A compulsory conference is QCAT’s model for mediation, overseen by a trained tribunal member.3 It is incumbent on the tribunal to ensure the adult is given every opportunity to engage and participate fully, and the appointment of a representative should always be considered.
The representative has obligations to consider the principal’s interests and opportunities, along with their views and preferences, which requires the representative to have a reasonably thorough understanding of their network and service supports. Whilst this role can be of great assistance to the principal and any ultimate decision makers, the time taken over and above an ordinary legal advocacy role is both substantial and unfunded.
Following these two steps above, a tribunal hearing in these circumstances would truly be last resort.
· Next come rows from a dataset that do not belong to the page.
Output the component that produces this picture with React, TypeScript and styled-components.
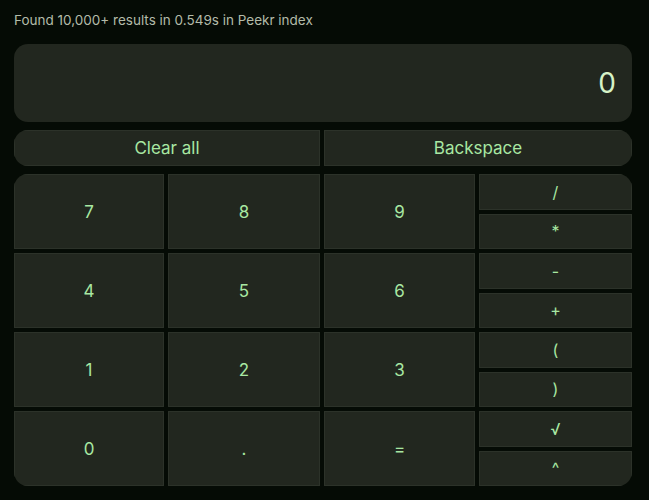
import styled, { createGlobalStyle } from "styled-components";

const GlobalStyle = createGlobalStyle`
  body {
    margin: 0;
    background: #050b05;
    font-family: Inter, "Noto Sans", sans-serif;
  }
`;

const StyledPage = styled.div`
  display: flex;
  flex-direction: column;
  padding: 10px 17px 0 14px;
`;

const StyledInfo = styled.div`
  font-size: 13.5px;
  line-height: 20px;
  color: #b3bba9;
  margin-bottom: 14px;
`;

const StyledDisplay = styled.div`
  height: 78px;
  border-radius: 14px;
  background: #22271f;
  display: flex;
  align-items: center;
  justify-content: flex-end;
  padding: 0 16px;
  box-sizing: border-box;
  font-size: 28px;
  color: #d6f2c6;
`;

const StyledActions = styled.div`
  margin-top: 8px;
  display: grid;
  grid-template-columns: 306px 1fr;
  gap: 4px;
  height: 36px;
  border-radius: 14px;
  overflow: hidden;
`;

const StyledKey = styled.button<{ $size?: number }>`
  border: 1px solid #2c3229;
  background: #22271f;
  color: #a8e8a2;
  font-family: Inter, "Noto Sans", sans-serif;
  font-size: ${(p) => p.$size ?? 17}px;
  display: flex;
  align-items: center;
  justify-content: center;
  padding: 0;
  cursor: pointer;
  min-height: 0;
`;

const StyledPad = styled.div`
  margin-top: 8px;
  display: grid;
  grid-template-columns: 150px 152px 151px 1fr;
  grid-template-rows: repeat(4, 75px);
  gap: 4px;
  border-radius: 14px;
  overflow: hidden;
`;

const StyledPair = styled.div`
  display: grid;
  grid-template-rows: 1fr 1fr;
  gap: 4px;
`;

const rows = [
  ["7", "8", "9", "/", "*"],
  ["4", "5", "6", "-", "+"],
  ["1", "2", "3", "(", ")"],
  ["0", ".", "=", "√", "^"],
];

export default function App() {
  return (
    <>
      <GlobalStyle />
      <StyledPage>
        <StyledInfo>Found 10,000+ results in 0.549s in Peekr index</StyledInfo>
        <StyledDisplay>0</StyledDisplay>
        <StyledActions>
          <StyledKey>Clear all</StyledKey>
          <StyledKey>Backspace</StyledKey>
        </StyledActions>
        <StyledPad>
          {rows.map((r) => [
            <StyledKey key={r[0]}>{r[0]}</StyledKey>,
            <StyledKey key={r[1]}>{r[1]}</StyledKey>,
            <StyledKey key={r[2]}>{r[2]}</StyledKey>,
            <StyledPair key={r[3] + r[4]}>
              <StyledKey $size={16}>{r[3]}</StyledKey>
              <StyledKey $size={16}>{r[4]}</StyledKey>
            </StyledPair>,
          ])}
        </StyledPad>
      </StyledPage>
    </>
  );
}
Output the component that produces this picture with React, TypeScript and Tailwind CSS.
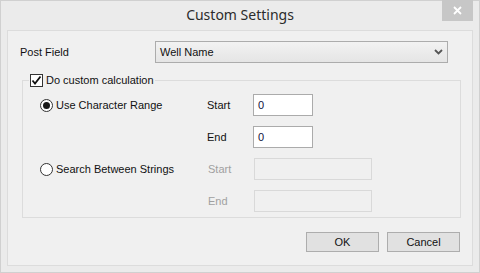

Rebecca Anderson is the Chair of the QLS Elder Law Committee and a solicitor at ADA Law. Karen Williams is Deputy Chair of the QLS Health and Disability Law Committee and Principal Solicitor at ADA Law.
Footnotes
1 In Queensland, the Power of Attorney Act 1998 provides for the execution of “enduring documents” – Enduring Powers of Attorney and Advance Health Directives. Apart from financial decision making that can be operational immediately, for health and personal decisions, the decision-making powers begin when the principal no longer has decision-making capacity for the matter.
2 Public Guardian Act 2014, s12.
3 Queensland Civil and Administrative Act 2009 details a range of dispute resolution processes, along with mechanisms for recording settlement of disputes.